The Global Mountain of Debt

The Global Mountain of Debt By Michael Zuber

John Exter was a remarkable man in US economics and finance. His colourful career included positions as Vice President of the Federal Reserve Bank in New York, as Vice President at First National City Bank, and as a member of the Council of Foreign Relations.

But what a black sheep he was during his lifetime! Why? Because he was the only gold bug among his very influential Keynesian colleagues.

Exter was an outspoken enemy of unbacked money (“fiat currency”) and the debt buildup that invariably results from the unrestrained lending that is only possible under fiat currency regimes.

After the US went off the gold standard in 1971 he predicted the eventual deflationary collapse of the ever-inflating debt mountain, unleashing the “worst economic catastrophe in all of history.”

This collapse would be triggered, he said, when the ratio between debt with little real collateral and the few real assets supporting all that debt would become unbearable. The weakest, most levered and least liquid debtors would start to default. That would start a mad rush to preserve wealth in safer types of assets.

To illustrate his point, he developed the “Exter’s Pyramid”. It depicts an inverted pyramid.

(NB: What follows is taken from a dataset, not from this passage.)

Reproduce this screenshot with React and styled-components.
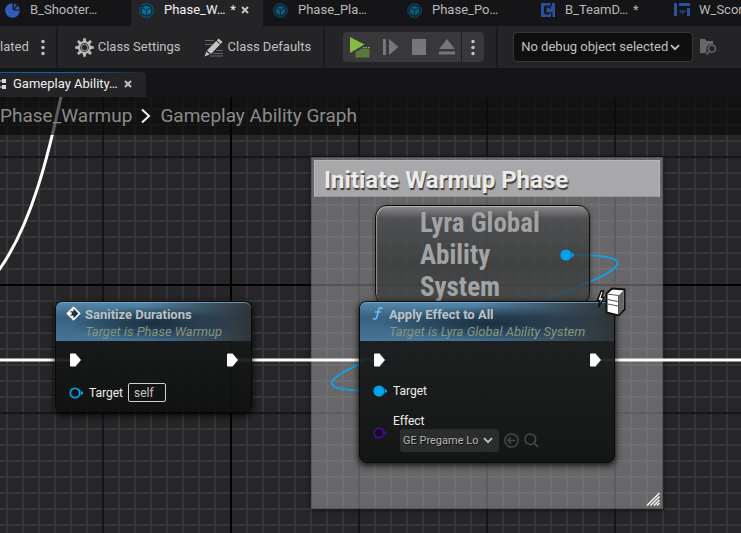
import React from "react";
import styled, { createGlobalStyle, css } from "styled-components";

const GlobalStyle = createGlobalStyle`
  *, *::before, *::after { box-sizing: border-box; }
  body {
    margin: 0;
    background: #151517;
    color: #c0c0c0;
    font-family: Roboto, "Liberation Sans", sans-serif;
    font-size: 13px;
    line-height: 16px;
    overflow: hidden;
  }
  button, input, select { font: inherit; color: inherit; }
  button { background: none; border: 0; padding: 0; }
  h2, h3, p { margin: 0; }
  svg { display: block; flex: none; }
`;

/* ---------- shell ---------- */

const Editor = styled.div`
  display: flex;
  flex-direction: column;
  min-height: 100vh;
  overflow: hidden;
`;

const AssetTabs = styled.nav`
  display: flex;
  gap: 2px;
  height: 26px;
  margin-left: -3px;
  overflow: hidden;
`;

const AssetTab = styled.button`
  display: flex;
  flex: none;
  align-items: center;
  gap: 10px;
  width: 132px;
  padding: 0 8px 6px;
  white-space: nowrap;
  color: ${(p) => (p.$active ? "#f2f2f2" : "#b8b8b8")};
  background: ${(p) => (p.$active ? "#242426" : "transparent")};

  svg { overflow: visible; }
`;

const TabMark = styled.span`
  display: flex;
  align-items: center;
  gap: 5px;
  margin-left: -5px;
`;

const Toolbar = styled.div`
  display: flex;
  align-items: center;
  height: 42px;
  background: #242426;
  overflow: hidden;
`;

const ToolButton = styled.button`
  display: flex;
  flex: none;
  align-items: center;
  gap: 4px;
  height: 30px;
  margin-left: ${(p) => p.$gap || 0}px;
  white-space: nowrap;
`;

const Divider = styled.span`
  flex: none;
  width: 2px;
  height: 40px;
  margin-left: ${(p) => p.$gap || 0}px;
  background: #19191b;
`;

const PlayGroup = styled.div`
  display: flex;
  flex: none;
  height: 30px;
  margin-left: 18px;
  border-radius: 4px;
  overflow: hidden;
  background: #38383a;
`;

const PlayButton = styled.button`
  display: flex;
  align-items: center;
  justify-content: center;
  width: ${(p) => (p.$menu ? 23 : 28)}px;
  border-left: ${(p) => (p.$menu ? "1px solid #202022" : "0")};
  &:first-child { width: 34px; }
`;

const SelectBox = styled.label`
  position: relative;
  display: flex;
  flex: none;
  align-items: center;

  select {
    appearance: none;
    outline: 0;
    ${(p) =>
      p.$small
        ? css`
            width: 99px;
            height: 23px;
            padding: 0 19px 0 3px;
            font-size: 11px;
            color: #b4b4b4;
            background: #2b2c2c;
            border: 0;
            border-radius: 3px;
            text-shadow: 1px 1px 0 #111;
          `
        : css`
            width: 180px;
            height: 30px;
            padding: 0 24px 0 7px;
            background: #0f0f10;
            border: 1px solid #363638;
            border-radius: 4px;
          `}
  }
  svg {
    position: absolute;
    right: ${(p) => (p.$small ? 6 : 13)}px;
    pointer-events: none;
  }
`;

const DebugBar = styled.div`
  display: flex;
  align-items: center;
  gap: 7px;
  margin-left: 15px;
`;

const GraphTabs = styled.div`
  display: flex;
  height: 29px;
  padding-top: 4px;
`;

const GraphTab = styled.button`
  display: flex;
  align-items: center;
  gap: 6px;
  width: 146px;
  padding-bottom: 2px;
  border-top: 1px solid;
  border-image: linear-gradient(90deg, #0b5cab, #0b62bb 45%, #242426) 1;
  background: #242426;
  color: #f0f0f0;
  clip-path: inset(0 round 0 5px 0 0);
  white-space: nowrap;
`;

/* ---------- canvas ---------- */

const Canvas = styled.main`
  position: relative;
  flex: 1;
  overflow: hidden;
  background-color: #262628;
  background-image:
    linear-gradient(#000 2px, transparent 2px),
    linear-gradient(90deg, #000 2px, transparent 2px),
    linear-gradient(#161618 2px, transparent 2px),
    linear-gradient(90deg, #161618 2px, transparent 2px),
    linear-gradient(#353537 2px, transparent 2px),
    linear-gradient(90deg, #353537 2px, transparent 2px);
  background-size: 1024px 1024px, 1024px 1024px, 128px 128px, 128px 128px, 16px 16px, 16px 16px;
  background-position: 0 187px, 230px 0, 0 59px, 102px 0, 0 11px, 6px 0;
`;

const Breadcrumb = styled.nav`
  position: absolute;
  inset: 0 0 auto 0;
  display: flex;
  align-items: center;
  gap: 9px;
  height: 38px;
  padding-bottom: 1px;
  background: rgba(8, 8, 9, 0.66);
  font-size: 19px;
  line-height: 24px;
  white-space: nowrap;

  a { color: #8b8b8b; text-decoration: none; }
`;

const Wires = styled.svg`
  position: absolute;
  inset: 0;
  width: 100%;
  height: 100%;
  fill: none;
`;

const placed = css`
  position: absolute;
  left: ${(p) => p.$x}px;
  top: ${(p) => p.$y}px;
  width: ${(p) => p.$w}px;
`;

const Comment = styled.section`
  ${placed}
  height: 352px;
  padding: 3px;
  background: rgba(176, 176, 178, 0.47);
  border: 1px solid rgba(70, 70, 72, 0.6);
  box-shadow: 0 1px 5px rgba(0, 0, 0, 0.7);

  h2 {
    padding: 4px 9px 1px;
    margin: -1px;
    font-size: 24px;
    line-height: 30px;
    font-weight: 700;
    color: #ebebeb;
    text-shadow: 1px 2px 1px #3c3c3c;
    background: #a8a8aa;
    border: 1px solid #b6b6b8;
    border-bottom-color: #999;
  }
`;

const ResizeGrip = styled.svg`
  position: absolute;
  right: 2px;
  bottom: 2px;
`;

const VariableNode = styled.section`
  ${placed}
  display: flex;
  align-items: flex-start;
  justify-content: space-between;
  height: 100px;
  padding: 1px 14px 0 44px;
  border: 1px solid #0d0d0d;
  border-radius: 12px;
  background: linear-gradient(rgba(145, 145, 147, 0.85), rgba(72, 73, 74, 0.8) 13px, rgba(52, 54, 54, 0.76) 60%, rgba(62, 63, 63, 0.76));
  box-shadow: inset 1px 1px 1px rgba(225, 225, 225, 0.5), 0 1px 4px rgba(0, 0, 0, 0.5);

  h3 {
    width: 124px;
    font-family: "Roboto Condensed", Roboto, sans-serif;
    font-size: 27px;
    line-height: 32px;
    font-weight: 700;
    color: #a3a3a4;
  }
  svg { margin-top: 42px; }
`;

const Node = styled.section`
  ${placed}
  display: flex;
  flex-direction: column;
  border: 1px solid #080909;
  border-radius: 7px;
  background: linear-gradient(rgba(26, 29, 29, 0.92), rgba(15, 17, 17, 0.94));
  box-shadow: 0 2px 6px 1px rgba(0, 0, 0, 0.75);
`;

const NodeHeader = styled.header`
  display: flex;
  align-items: flex-start;
  gap: 4px;
  height: 39px;
  padding: 4px 8px 0 10px;
  border-radius: 6px 6px 0 0;
  background:
    radial-gradient(ellipse 42% 44% at 50% 56%, rgba(21, 38, 54, 0.85), rgba(24, 44, 60, 0.55) 50%, rgba(26, 46, 64, 0)),
    linear-gradient(90deg, rgba(44, 48, 50, 0) 45%, rgba(46, 49, 51, 0.95)),
    linear-gradient(#5489ae, #39617f 40%, #467597);
  box-shadow: inset 0 1px 0 rgba(130, 180, 215, 0.7);
  white-space: nowrap;

  h3 { font-size: 13px; line-height: 17px; font-weight: 700; color: #bcc1c4; }
  p { font-size: 13px; line-height: 17px; font-style: italic; color: #87957c; }
`;

const NodeBody = styled.div`
  display: flex;
  flex-direction: column;
  gap: ${(p) => p.$gap || 0}px;
  padding: 10px 12px 10px 13px;
  font-size: 12px;
  color: #eeeeee;
`;

const PinRow = styled.div`
  display: flex;
  align-items: center;
  justify-content: ${(p) => (p.$split ? "space-between" : "flex-start")};
  gap: 5px;
  min-height: 18px;
  white-space: nowrap;
`;

const SelfInput = styled.input`
  width: 38px;
  height: 19px;
  padding: 0 5px;
  font-size: 12px;
  color: #c4c4c4;
  background: transparent;
  border: 1px solid #d0d0d0;
  border-radius: 2px;
  outline: 0;
`;

const AssetPicker = styled.div`
  display: flex;
  flex-direction: column;
`;

const AssetRow = styled.div`
  display: flex;
  align-items: center;
  gap: 5px;
  height: 23px;
  padding-left: 7px;
`;

const ServerBadge = styled.svg`
  position: absolute;
  right: -14px;
  top: -16px;
`;

/* ---------- icons ---------- */

const CubeIcon = ({ dim }) => (
  <svg width="15" height="15" viewBox="0 0 15 15">
    <g opacity={dim ? 0.75 : 1}>
      <circle cx="7.5" cy="7.5" r="6.8" fill="#08293a" stroke="#0c6285" />
      <path d="M7.5 2.5 11.7 4.4 7.5 6.4 3.3 4.4Z M2.9 5.3 7 7.3V12.4L2.9 10.1Z M12.1 5.3 8 7.3V12.4L12.1 10.1Z" fill="#0c6f95" />
    </g>
  </svg>
);

const PieIcon = () => (
  <svg width="15" height="15" viewBox="0 0 15 15">
    <path d="M7.500 .2A7.300 7.300 0 1 0 14.800 7.500H9.500L7.500 6.500Z" fill="#335bb9" />
    <path d="M8.800 5.400V.4A7 7 0 0 1 12 1.900Z" fill="#2c4f9f" />
    <path d="M9.600 6.400 13 2.800A7 7 0 0 1 14.700 6.400Z" fill="#335bb9" />
  </svg>
);

const TeamIcon = () => (
  <svg width="14" height="14" viewBox="0 0 14 14">
    <path fillRule="evenodd" d="M0 0H9.500V3H11V0H14V14H11.500V9H10V14H0Z M4.500 2.500 3 4V10L4.500 11.500H8L9 10.500V9H7.500L7 9.500H5.500V4.500H8L8.500 5.500H10V4L8.500 2.500Z" fill="#2a509e" />
  </svg>
);

const WidgetIcon = () => (
  <svg width="14" height="14" viewBox="1 0 14 14">
    <path d="M0 0H3V13H0Z M5 0H16V3H5Z M13 5H16V13H13Z" fill="#2a509e" />
    <path d="M8.500 11.500 5.300 8.500V7H7.500L8.500 8 9.500 7H11.700V8.500Z" fill="#223765" />
  </svg>
);

const CloseIcon = () => (
  <svg width="8" height="8" viewBox="0 0 8 8" stroke="#c4c4c4" strokeWidth="2">
    <path d="M1 1 7 7M7 1 1 7" />
  </svg>
);

const DotsIcon = () => (
  <svg width="4" height="17" viewBox="0 0 4 17" fill="#c4c4c4">
    <circle cx="2" cy="2.500" r="1.700" />
    <circle cx="2" cy="8.500" r="1.700" />
    <circle cx="2" cy="14.500" r="1.700" />
  </svg>
);

const TEETH = [0, 45, 90, 135, 180, 225, 270, 315];

const GearIcon = () => (
  <svg width="19" height="19" viewBox="0 0 19 19">
    {TEETH.map((a) => (
      <path key={a} d="M8.200 .2H10.800L11.200 4H7.800Z" fill="#b9b9b9" transform={`rotate(${a} 9.5 9.5)`} />
    ))}
    <circle cx="9.500" cy="9.500" r="5.400" fill="#242426" stroke="#b9b9b9" strokeWidth="2" />
    <circle cx="9.500" cy="9.500" r="3.200" fill="none" stroke="#858585" strokeWidth="1.200" />
  </svg>
);

const PencilIcon = () => (
  <svg width="20" height="19" viewBox="0 0 20 19">
    <path d="M1 2.500H10M1 6.500H8M12 12.500H19M9 15.500H19M6 18H19" stroke="#66666a" />
    <path d="M14.500 .5 18.500 4 16.800 5.900 12.900 2.400Z M12.200 3.100 16.100 6.600 7 16 3 12.500Z M2.300 13.400 5.700 16.400 .6 18.400Z" fill="#c4c4c4" />
  </svg>
);

const PlayIcon = () => (
  <svg width="20" height="21" viewBox="0 0 20 21">
    <path d="M0 0 14.500 7.500 0 16Z" fill="#84bd41" />
    <path d="M5.500 15 12 11.500H19.500V20.500H5.500Z" fill="#587a3b" />
    <path d="M13 10.500H20" stroke="#9ab67f" strokeDasharray="1.500 1" />
  </svg>
);

const StepIcon = () => (
  <svg width="16" height="16" viewBox="0 0 16 16" fill="#77777a">
    <path d="M0 0H3V16H0Z M6 0 15.500 8 6 16Z" />
  </svg>
);

const StopIcon = () => (
  <svg width="14" height="16" viewBox="0 0 14 16" fill="#77777a">
    <path d="M0 0H14V16H0Z" />
  </svg>
);

const EjectIcon = () => (
  <svg width="16" height="16" viewBox="0 0 16 16" fill="#77777a">
    <path d="M8 0 15.800 10H.2Z M0 12.500H16V15.500H0Z" />
  </svg>
);

const ChevronDown = () => (
  <svg width="10" height="7" viewBox="0 0 10 7" fill="none" stroke="#c4c4c4" strokeWidth="1.700">
    <path d="M1 1.200 5 5.200 9 1.200" />
  </svg>
);

const FolderSearchIcon = () => (
  <svg width="17" height="16" viewBox="0 0 17 16">
    <path d="M0 0H5L7 2H13V5.200A5 5 0 0 0 6.500 10.500L6 14H0Z" fill="#68686a" />
    <circle cx="12" cy="9.500" r="3.500" fill="none" stroke="#68686a" strokeWidth="1.600" />
    <path d="M9.600 12 6.500 15.500" stroke="#68686a" strokeWidth="1.800" />
  </svg>
);

const GraphIcon = () => (
  <svg width="7" height="12" viewBox="0 0 7 12" fill="#d8d8d8">
    <path d="M2 1H6V5H2Z M2 7H6V11H2Z M0 2.500H2V3.500H0Z M0 8.500H2V9.500H0Z" />
  </svg>
);

const CrumbArrow = () => (
  <svg width="10" height="16" viewBox="0 0 10 16" fill="none" stroke="#f0f0f0" strokeWidth="2">
    <path d="M1 1.500 8 8 1 14.500" />
  </svg>
);

const EventIcon = () => (
  <svg width="15" height="15" viewBox="0 0 15 15">
    <path d="M7.500 .8 14.200 7.500 7.500 14.200 .8 7.500Z" fill="#fff" stroke="#f3f3f3" strokeLinejoin="round" />
    <path d="M7.500 2.600 12.400 7.500 7.500 12.400V9.800H4.300V5.200H7.500Z" fill="#22313d" />
    <path d="M3 6.300H5.700V8.700H3Z" fill="#fff" />
  </svg>
);

const FunctionIcon = () => (
  <svg width="15" height="15" viewBox="-2 0 15 15" fill="none" stroke="#69bdf1" strokeLinecap="round">
    <path d="M10 2.300C8.500 1 7.200 1.500 6.700 3.600L5 10.800C4.400 13.200 3 13.500 1.500 12.500" strokeWidth="1.600" />
    <path d="M3.500 6H8.500" strokeWidth="1.400" />
  </svg>
);

const ExecPin = () => (
  <svg width="13" height="14" viewBox="0 0 13 14">
    <path d="M1 1.500Q1 .5 2 .5H6.500L12 7 6.500 13.500H2Q1 13.500 1 12.500Z" fill="#fff" />
  </svg>
);

const DataPin = ({ color, filled }) => (
  <svg width="15" height="12" viewBox="0 0 15 12">
    <circle cx="6" cy="6" r={filled ? 5.6 : 4.7} fill={filled ? color : "#0d0f10"} stroke={color} strokeWidth={filled ? 0 : 1.8} />
    <path d="M11.800 3.200 14.500 6 11.800 8.800Z" fill={color} />
  </svg>
);

const UseAssetIcon = () => (
  <svg width="15" height="15" viewBox="0 0 15 15" fill="none" stroke="#484a4a" strokeWidth="1.500">
    <circle cx="7.500" cy="7.500" r="6.600" />
    <path d="M11.300 7.500H4M7 4.300 3.900 7.500 7 10.700" />
  </svg>
);

const BrowseIcon = () => (
  <svg width="15" height="15" viewBox="0 0 15 15" fill="none" stroke="#484a4a" strokeWidth="1.600">
    <circle cx="6.300" cy="6.300" r="5.300" />
    <path d="M10.200 10.200 14.300 14.300" />
  </svg>
);

/* ---------- data ---------- */

const TABS = [
  { name: "B_Shooter…", Icon: PieIcon },
  { name: "Phase_W…", Icon: CubeIcon, active: true, dirty: true, closable: true },
  { name: "Phase_Pla…", Icon: CubeIcon, dim: true },
  { name: "Phase_Po…", Icon: CubeIcon, dim: true },
  { name: "B_TeamD…", Icon: TeamIcon, dirty: true },
  { name: "W_Scor", Icon: WidgetIcon },
];

const BLUE = "#00a1f0";
const PURPLE = "#4a0a9c";

export default function App() {
  return (
    <Editor>
      <GlobalStyle />
      <AssetTabs aria-label="Open assets">
        {TABS.map(({ name, Icon, active, dim, dirty, closable }) => (
          <AssetTab key={name} $active={active}>
            <Icon dim={dim} />
            {name}
            {dirty && (
              <TabMark>
                * {closable && <CloseIcon />}
              </TabMark>
            )}
          </AssetTab>
        ))}
      </AssetTabs>

      <Toolbar>
        <ToolButton>lated</ToolButton>
        <ToolButton $gap={12} aria-label="More options"><DotsIcon /></ToolButton>
        <Divider $gap={11} />
        <ToolButton $gap={17}><GearIcon />Class Settings</ToolButton>
        <ToolButton $gap={23}><PencilIcon />Class Defaults</ToolButton>
        <Divider $gap={12} />
        <PlayGroup>
          <PlayButton aria-label="Play"><PlayIcon /></PlayButton>
          <PlayButton aria-label="Step"><StepIcon /></PlayButton>
          <PlayButton aria-label="Stop"><StopIcon /></PlayButton>
          <PlayButton aria-label="Eject"><EjectIcon /></PlayButton>
          <PlayButton $menu aria-label="Play options"><DotsIcon /></PlayButton>
        </PlayGroup>
        <Divider $gap={12} />
        <DebugBar>
          <SelectBox>
            <select aria-label="Debug object">
              <option>No debug object selected</option>
            </select>
            <ChevronDown />
          </SelectBox>
          <ToolButton aria-label="Find debug object"><FolderSearchIcon /></ToolButton>
        </DebugBar>
      </Toolbar>

      <GraphTabs>
        <GraphTab>
          <GraphIcon />
          Gameplay Ability…
          <CloseIcon />
        </GraphTab>
      </GraphTabs>

      <Canvas>
        <Comment $x={311} $y={60} $w={352}>
          <h2>Initiate Warmup Phase</h2>
          <ResizeGrip width="14" height="14" viewBox="0 0 14 14" stroke="#f5f5f5" strokeWidth="1.500">
            <path d="M1 13.500 13.500 1M4.500 13.500 13.500 4.500M8 13.500 13.500 8M11 13.500 13.500 11" />
          </ResizeGrip>
        </Comment>

        <Wires>
          <path d="M62 -5C49 56 32 127 -1 173" stroke="#fff" strokeWidth="3" />
          <path d="M0 263H70M236 263H374M600 263H2000" stroke="#fff" strokeWidth="3" />
          <path d="M574 158C782 158 168 294 375 294" stroke="#149fe4" strokeWidth="2" />
        </Wires>

        <VariableNode $x={375} $y={108} $w={215}>
          <h3>Lyra Global Ability System</h3>
          <DataPin color={BLUE} filled />
        </VariableNode>

        <Node $x={55} $y={204} $w={197}>
          <NodeHeader>
            <EventIcon />
            <div>
              <h3>Sanitize Durations</h3>
              <p>Target is Phase Warmup</p>
            </div>
          </NodeHeader>
          <NodeBody $gap={14}>
            <PinRow $split><ExecPin /><ExecPin /></PinRow>
            <PinRow>
              <DataPin color={BLUE} />
              <label htmlFor="target-self">Target</label>
              <SelfInput id="target-self" defaultValue="self" />
            </PinRow>
          </NodeBody>
        </Node>

        <Node $x={359} $y={204} $w={256}>
          <NodeHeader>
            <FunctionIcon />
            <div>
              <h3>Apply Effect to All</h3>
              <p>Target is Lyra Global Ability System</p>
            </div>
          </NodeHeader>
          <NodeBody $gap={13}>
            <PinRow $split><ExecPin /><ExecPin /></PinRow>
            <PinRow><DataPin color={BLUE} filled />Target</PinRow>
            <PinRow>
              <DataPin color={PURPLE} />
              <AssetPicker>
                <label htmlFor="effect-class">Effect</label>
                <AssetRow>
                  <SelectBox as="div" $small>
                    <select id="effect-class">
                      <option>GE Pregame Lo</option>
                    </select>
                    <ChevronDown />
                  </SelectBox>
                  <ToolButton aria-label="Use selected asset"><UseAssetIcon /></ToolButton>
                  <ToolButton aria-label="Browse to asset"><BrowseIcon /></ToolButton>
                </AssetRow>
              </AssetPicker>
            </PinRow>
          </NodeBody>
          <ServerBadge width="32" height="32" viewBox="0 0 32 32">
            <path d="M5 5 1.500 14.500H4L2.500 21.500 8 11.500H5.500L7.500 5Z" fill="#fff" stroke="#111" strokeWidth="1.500" />
            <path d="M10.500 7.500 16 2.500 28.500 3.500V23.500L22.500 29.500 10.500 26.500Z" fill="#fff" stroke="#111" strokeWidth="2" />
            <path d="M22.500 9.500 27.500 4.500V23L22.500 28.500Z" fill="#666" />
            <path d="M11 8 22.500 9.500V28.500M11.500 13.500 22 15.500M11.500 18 22 20" fill="none" stroke="#555" />
          </ServerBadge>
        </Node>

        <Breadcrumb aria-label="Graph path">
          <a href="#phase">Phase_Warmup</a>
          <CrumbArrow />
          <a href="#graph">Gameplay Ability Graph</a>
        </Breadcrumb>
      </Canvas>
    </Editor>
  );
}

At the bottom sits physical gold, the only asset that has no counterparty risk, the only asset that is wealth itself and not a claim on wealth, and thus presumably the safest asset on earth in times of great financial uncertainty.

Rising above it are lesser assets carrying greater risk because of their liabilities.

At the top, one will find the most arcane types of assets, with little or no backing, little liquidity, and little else to show but the creditor’s prayer and hope that the debtor will be both able as well as willing to pay.

updated Pyramid

Exter predicted that in a looming debt default crisis the creditors would rush to sell the weakest assets at the top of the inverted pyramid and try to move their wealth into the lower, safer and better collateralized layers.

In times of extreme financial stress, only gold as “real money” would be left as a safe haven — in high demand and thus highly priced.

Exter, who died in 2006, would undoubtedly be shocked if he saw today’s ratio of debt to real assets. The global debt-to-GDP-Ratio now sits at a ratio of 3:1, which is unprecedented in modern history. And that’s only the officially reported debt — which does not include a multiple of that amount in largely unbacked, unfunded public liabilities such as public pension and healthcare commitments.

However, until now Exter’s prediction of the worst deflationary global debt collapse in history has been just plain wrong.

What he never envisaged was the global and determined collusion of all First World central banks and their governments since 2008 to do the completely unthinkable: to bail out every failing bank and government by moving the defaulting paper asset on to the balance sheet of either the government or the central bank.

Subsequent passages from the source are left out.